[THE EXERCISE]
Starting at the line containing "Reproduce this screenshot", please quote every line up to and including the line containing "const [day, setDay] = useState(6);", exactly, and nothing beyond.

[ROWS]

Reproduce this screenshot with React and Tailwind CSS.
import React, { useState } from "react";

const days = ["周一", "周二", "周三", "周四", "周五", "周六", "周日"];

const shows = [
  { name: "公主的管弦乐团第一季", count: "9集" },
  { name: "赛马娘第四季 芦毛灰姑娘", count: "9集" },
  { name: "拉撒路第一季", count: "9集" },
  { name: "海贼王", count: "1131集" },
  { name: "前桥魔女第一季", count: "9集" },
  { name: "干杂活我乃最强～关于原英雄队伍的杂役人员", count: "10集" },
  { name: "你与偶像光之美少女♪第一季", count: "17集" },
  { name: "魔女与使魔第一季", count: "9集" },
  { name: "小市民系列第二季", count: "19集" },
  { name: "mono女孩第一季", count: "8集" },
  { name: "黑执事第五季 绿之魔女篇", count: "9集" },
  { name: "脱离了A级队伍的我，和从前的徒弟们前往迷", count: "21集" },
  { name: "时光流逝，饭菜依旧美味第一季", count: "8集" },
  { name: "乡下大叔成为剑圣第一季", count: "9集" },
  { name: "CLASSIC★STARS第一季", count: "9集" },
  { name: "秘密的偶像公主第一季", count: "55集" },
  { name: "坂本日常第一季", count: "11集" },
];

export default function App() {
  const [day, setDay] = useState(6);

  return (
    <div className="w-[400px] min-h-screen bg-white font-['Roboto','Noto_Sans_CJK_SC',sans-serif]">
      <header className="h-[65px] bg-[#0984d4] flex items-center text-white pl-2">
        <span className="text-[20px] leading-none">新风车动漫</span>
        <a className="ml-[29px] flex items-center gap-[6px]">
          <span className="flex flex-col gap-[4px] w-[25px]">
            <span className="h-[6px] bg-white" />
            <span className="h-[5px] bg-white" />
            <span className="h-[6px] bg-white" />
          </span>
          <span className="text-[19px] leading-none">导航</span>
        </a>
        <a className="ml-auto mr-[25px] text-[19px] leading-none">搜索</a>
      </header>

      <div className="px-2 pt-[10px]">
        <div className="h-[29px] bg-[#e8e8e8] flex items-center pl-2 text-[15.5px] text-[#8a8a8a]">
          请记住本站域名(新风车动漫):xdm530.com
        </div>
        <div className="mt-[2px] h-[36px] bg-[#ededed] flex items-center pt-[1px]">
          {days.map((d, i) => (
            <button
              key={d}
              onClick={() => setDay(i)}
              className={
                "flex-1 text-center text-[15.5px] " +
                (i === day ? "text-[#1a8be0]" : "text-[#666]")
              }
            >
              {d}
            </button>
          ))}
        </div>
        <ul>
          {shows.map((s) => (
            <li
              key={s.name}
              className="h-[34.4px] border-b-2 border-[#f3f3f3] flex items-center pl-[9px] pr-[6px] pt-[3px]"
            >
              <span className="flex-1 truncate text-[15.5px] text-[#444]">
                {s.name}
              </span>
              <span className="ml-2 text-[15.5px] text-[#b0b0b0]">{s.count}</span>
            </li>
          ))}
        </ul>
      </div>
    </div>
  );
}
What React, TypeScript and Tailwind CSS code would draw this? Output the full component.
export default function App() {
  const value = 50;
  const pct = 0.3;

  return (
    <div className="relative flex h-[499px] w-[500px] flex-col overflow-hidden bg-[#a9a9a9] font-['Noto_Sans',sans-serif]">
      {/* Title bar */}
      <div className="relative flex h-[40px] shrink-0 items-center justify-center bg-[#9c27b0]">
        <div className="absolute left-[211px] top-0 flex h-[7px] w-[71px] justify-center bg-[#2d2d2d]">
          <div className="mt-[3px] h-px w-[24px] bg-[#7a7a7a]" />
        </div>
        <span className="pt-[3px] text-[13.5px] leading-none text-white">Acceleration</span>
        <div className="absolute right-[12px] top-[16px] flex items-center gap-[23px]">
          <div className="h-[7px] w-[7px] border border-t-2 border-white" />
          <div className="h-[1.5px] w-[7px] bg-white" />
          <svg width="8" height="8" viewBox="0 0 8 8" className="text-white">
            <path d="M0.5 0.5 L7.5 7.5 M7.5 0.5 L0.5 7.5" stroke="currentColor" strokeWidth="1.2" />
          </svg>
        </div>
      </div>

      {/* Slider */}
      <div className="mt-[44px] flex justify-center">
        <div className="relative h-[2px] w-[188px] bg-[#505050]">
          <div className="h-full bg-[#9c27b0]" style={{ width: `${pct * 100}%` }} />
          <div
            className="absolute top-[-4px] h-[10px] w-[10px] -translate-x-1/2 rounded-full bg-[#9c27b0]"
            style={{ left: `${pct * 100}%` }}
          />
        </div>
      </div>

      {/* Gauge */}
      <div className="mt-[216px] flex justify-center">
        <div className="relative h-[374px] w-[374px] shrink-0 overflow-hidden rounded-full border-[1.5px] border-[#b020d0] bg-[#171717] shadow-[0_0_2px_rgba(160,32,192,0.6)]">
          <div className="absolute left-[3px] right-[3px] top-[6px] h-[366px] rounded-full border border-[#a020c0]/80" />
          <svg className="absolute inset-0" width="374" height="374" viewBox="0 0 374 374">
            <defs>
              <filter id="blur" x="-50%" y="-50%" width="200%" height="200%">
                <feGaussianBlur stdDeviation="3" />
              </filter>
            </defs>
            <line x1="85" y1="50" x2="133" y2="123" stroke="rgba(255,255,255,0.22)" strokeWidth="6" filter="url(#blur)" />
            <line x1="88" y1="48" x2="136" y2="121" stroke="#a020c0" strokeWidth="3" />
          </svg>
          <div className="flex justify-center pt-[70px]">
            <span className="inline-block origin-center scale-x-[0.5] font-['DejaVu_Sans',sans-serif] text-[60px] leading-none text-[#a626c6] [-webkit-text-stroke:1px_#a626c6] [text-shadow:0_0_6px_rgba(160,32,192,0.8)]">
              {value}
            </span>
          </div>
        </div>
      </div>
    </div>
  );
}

* * *

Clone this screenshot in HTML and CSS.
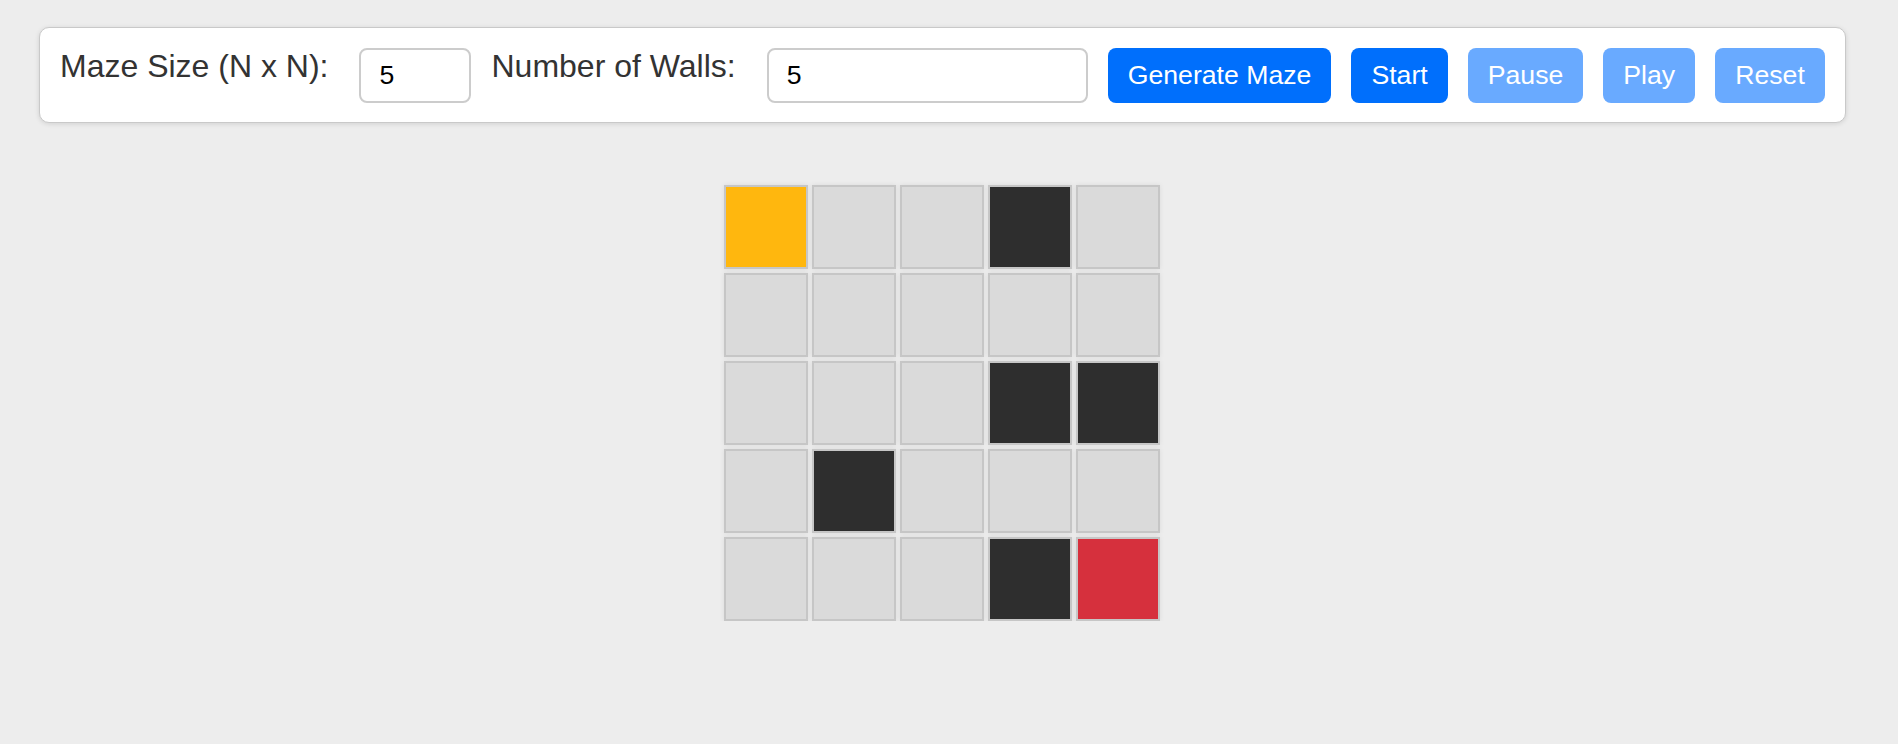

* * *

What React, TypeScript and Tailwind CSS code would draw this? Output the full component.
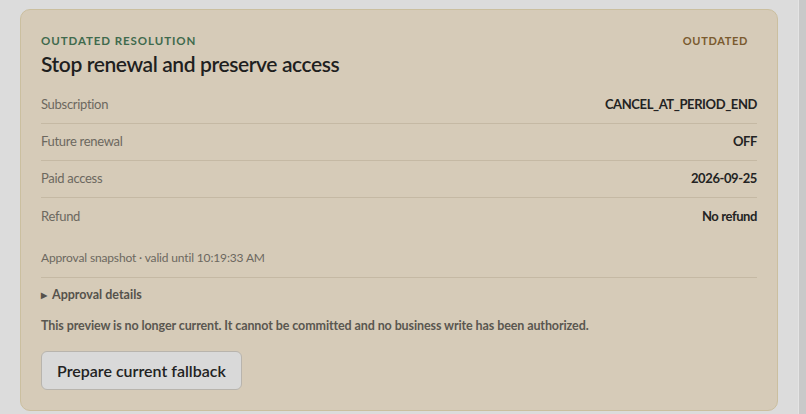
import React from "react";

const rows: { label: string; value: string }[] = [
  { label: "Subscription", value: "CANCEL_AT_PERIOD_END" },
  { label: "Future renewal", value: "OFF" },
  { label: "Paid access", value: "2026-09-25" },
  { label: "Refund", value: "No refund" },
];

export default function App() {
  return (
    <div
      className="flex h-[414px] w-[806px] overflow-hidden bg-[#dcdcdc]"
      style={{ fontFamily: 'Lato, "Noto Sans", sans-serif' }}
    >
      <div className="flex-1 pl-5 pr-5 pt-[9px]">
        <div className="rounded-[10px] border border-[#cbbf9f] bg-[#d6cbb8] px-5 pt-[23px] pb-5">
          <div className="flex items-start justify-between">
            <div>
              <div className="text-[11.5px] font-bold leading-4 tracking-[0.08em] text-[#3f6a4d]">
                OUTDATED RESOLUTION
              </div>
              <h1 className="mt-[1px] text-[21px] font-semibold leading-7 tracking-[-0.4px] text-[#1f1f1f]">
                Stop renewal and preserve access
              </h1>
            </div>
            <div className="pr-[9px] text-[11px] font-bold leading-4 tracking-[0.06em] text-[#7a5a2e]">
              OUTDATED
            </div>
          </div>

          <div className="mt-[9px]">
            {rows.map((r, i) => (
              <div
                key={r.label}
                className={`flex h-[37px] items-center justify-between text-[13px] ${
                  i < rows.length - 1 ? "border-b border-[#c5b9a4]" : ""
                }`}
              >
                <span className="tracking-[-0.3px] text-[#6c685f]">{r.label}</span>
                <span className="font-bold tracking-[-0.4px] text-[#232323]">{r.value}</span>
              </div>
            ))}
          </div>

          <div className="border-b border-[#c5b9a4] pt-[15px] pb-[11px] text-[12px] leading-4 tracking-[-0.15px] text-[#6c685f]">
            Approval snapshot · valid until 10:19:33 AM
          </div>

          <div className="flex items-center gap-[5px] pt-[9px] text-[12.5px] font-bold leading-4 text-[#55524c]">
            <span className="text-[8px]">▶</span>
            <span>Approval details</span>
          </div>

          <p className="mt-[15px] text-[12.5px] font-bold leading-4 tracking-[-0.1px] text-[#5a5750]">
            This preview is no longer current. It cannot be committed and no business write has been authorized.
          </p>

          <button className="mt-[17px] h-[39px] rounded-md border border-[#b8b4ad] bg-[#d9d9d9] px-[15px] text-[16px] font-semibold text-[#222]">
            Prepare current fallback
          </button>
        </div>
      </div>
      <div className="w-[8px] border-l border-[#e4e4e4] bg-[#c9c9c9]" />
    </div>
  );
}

[FINAL RESULT]
Reproduce this screenshot with React and Tailwind CSS.
import React, { useState } from "react";

const days = ["周一", "周二", "周三", "周四", "周五", "周六", "周日"];

const shows = [
  { name: "公主的管弦乐团第一季", count: "9集" },
  { name: "赛马娘第四季 芦毛灰姑娘", count: "9集" },
  { name: "拉撒路第一季", count: "9集" },
  { name: "海贼王", count: "1131集" },
  { name: "前桥魔女第一季", count: "9集" },
  { name: "干杂活我乃最强～关于原英雄队伍的杂役人员", count: "10集" },
  { name: "你与偶像光之美少女♪第一季", count: "17集" },
  { name: "魔女与使魔第一季", count: "9集" },
  { name: "小市民系列第二季", count: "19集" },
  { name: "mono女孩第一季", count: "8集" },
  { name: "黑执事第五季 绿之魔女篇", count: "9集" },
  { name: "脱离了A级队伍的我，和从前的徒弟们前往迷", count: "21集" },
  { name: "时光流逝，饭菜依旧美味第一季", count: "8集" },
  { name: "乡下大叔成为剑圣第一季", count: "9集" },
  { name: "CLASSIC★STARS第一季", count: "9集" },
  { name: "秘密的偶像公主第一季", count: "55集" },
  { name: "坂本日常第一季", count: "11集" },
];

export default function App() {
  const [day, setDay] = useState(6);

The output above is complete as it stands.